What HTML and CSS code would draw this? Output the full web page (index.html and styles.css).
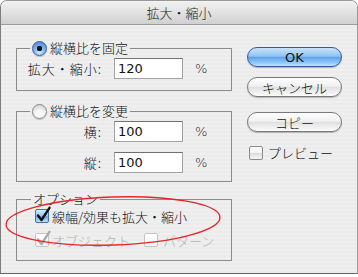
...
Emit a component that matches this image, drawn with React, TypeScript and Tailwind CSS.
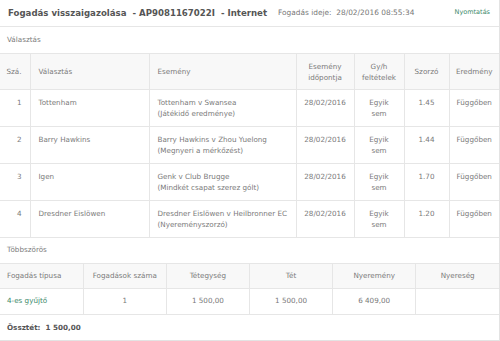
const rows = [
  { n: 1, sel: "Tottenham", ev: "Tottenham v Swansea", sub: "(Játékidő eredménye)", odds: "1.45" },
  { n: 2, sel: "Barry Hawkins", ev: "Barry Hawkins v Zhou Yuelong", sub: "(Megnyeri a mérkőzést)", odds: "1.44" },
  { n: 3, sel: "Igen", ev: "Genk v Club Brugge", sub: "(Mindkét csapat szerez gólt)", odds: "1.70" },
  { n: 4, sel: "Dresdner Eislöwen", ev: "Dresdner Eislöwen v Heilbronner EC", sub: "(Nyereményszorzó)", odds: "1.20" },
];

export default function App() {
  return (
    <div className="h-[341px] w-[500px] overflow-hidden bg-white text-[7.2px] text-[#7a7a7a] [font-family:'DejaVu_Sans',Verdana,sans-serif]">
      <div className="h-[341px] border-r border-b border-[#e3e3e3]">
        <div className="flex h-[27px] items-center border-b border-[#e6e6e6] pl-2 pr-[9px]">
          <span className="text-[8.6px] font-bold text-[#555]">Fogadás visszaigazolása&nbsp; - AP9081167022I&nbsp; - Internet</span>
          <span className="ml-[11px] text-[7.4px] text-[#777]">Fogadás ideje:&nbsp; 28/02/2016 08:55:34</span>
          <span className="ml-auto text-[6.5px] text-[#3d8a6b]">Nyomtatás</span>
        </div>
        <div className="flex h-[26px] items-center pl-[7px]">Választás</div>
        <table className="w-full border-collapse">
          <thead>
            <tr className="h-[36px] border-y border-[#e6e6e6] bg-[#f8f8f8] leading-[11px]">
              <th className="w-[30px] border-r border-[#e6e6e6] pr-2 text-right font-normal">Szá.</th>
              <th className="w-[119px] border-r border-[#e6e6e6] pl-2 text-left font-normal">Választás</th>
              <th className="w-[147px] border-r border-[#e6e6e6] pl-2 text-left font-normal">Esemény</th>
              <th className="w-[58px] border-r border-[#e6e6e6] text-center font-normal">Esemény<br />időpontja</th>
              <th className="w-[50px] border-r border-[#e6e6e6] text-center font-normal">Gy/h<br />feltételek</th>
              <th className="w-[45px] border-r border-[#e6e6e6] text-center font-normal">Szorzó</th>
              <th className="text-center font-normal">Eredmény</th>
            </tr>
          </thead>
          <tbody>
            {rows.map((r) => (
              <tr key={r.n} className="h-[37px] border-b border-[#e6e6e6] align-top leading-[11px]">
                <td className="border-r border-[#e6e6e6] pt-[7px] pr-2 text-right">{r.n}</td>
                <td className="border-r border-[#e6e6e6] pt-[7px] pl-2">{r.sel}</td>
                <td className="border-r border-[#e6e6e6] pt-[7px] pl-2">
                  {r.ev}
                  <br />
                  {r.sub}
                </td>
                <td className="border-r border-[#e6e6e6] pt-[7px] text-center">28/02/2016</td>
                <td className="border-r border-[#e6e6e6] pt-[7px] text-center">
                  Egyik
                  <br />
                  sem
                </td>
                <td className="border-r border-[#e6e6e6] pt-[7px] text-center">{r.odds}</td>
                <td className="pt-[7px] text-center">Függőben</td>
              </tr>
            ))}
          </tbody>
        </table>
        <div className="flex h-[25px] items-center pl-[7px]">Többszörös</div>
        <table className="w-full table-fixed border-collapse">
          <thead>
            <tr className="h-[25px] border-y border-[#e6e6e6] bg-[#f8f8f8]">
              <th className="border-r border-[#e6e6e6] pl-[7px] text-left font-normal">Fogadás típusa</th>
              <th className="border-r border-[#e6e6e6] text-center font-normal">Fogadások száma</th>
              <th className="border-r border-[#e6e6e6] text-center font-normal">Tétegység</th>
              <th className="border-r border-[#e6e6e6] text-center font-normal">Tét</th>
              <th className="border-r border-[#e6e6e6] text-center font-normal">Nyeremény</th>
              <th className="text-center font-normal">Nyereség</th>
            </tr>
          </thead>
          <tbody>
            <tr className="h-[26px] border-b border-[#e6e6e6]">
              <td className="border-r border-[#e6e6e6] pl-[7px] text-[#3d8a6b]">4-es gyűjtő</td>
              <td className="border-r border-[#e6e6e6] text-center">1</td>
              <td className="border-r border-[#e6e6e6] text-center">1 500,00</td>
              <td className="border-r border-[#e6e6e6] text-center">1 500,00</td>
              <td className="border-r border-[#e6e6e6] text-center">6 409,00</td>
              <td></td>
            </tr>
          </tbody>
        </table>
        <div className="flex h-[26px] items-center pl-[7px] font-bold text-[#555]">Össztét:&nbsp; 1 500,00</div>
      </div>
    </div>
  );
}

● Prompt:
Pull every line containing the word "this" out of the material.

● Reply to the task:
What HTML and CSS code would draw this? Output the full web page (index.html and styles.css).
Emit a component that matches this image, drawn with React, TypeScript and Tailwind CSS.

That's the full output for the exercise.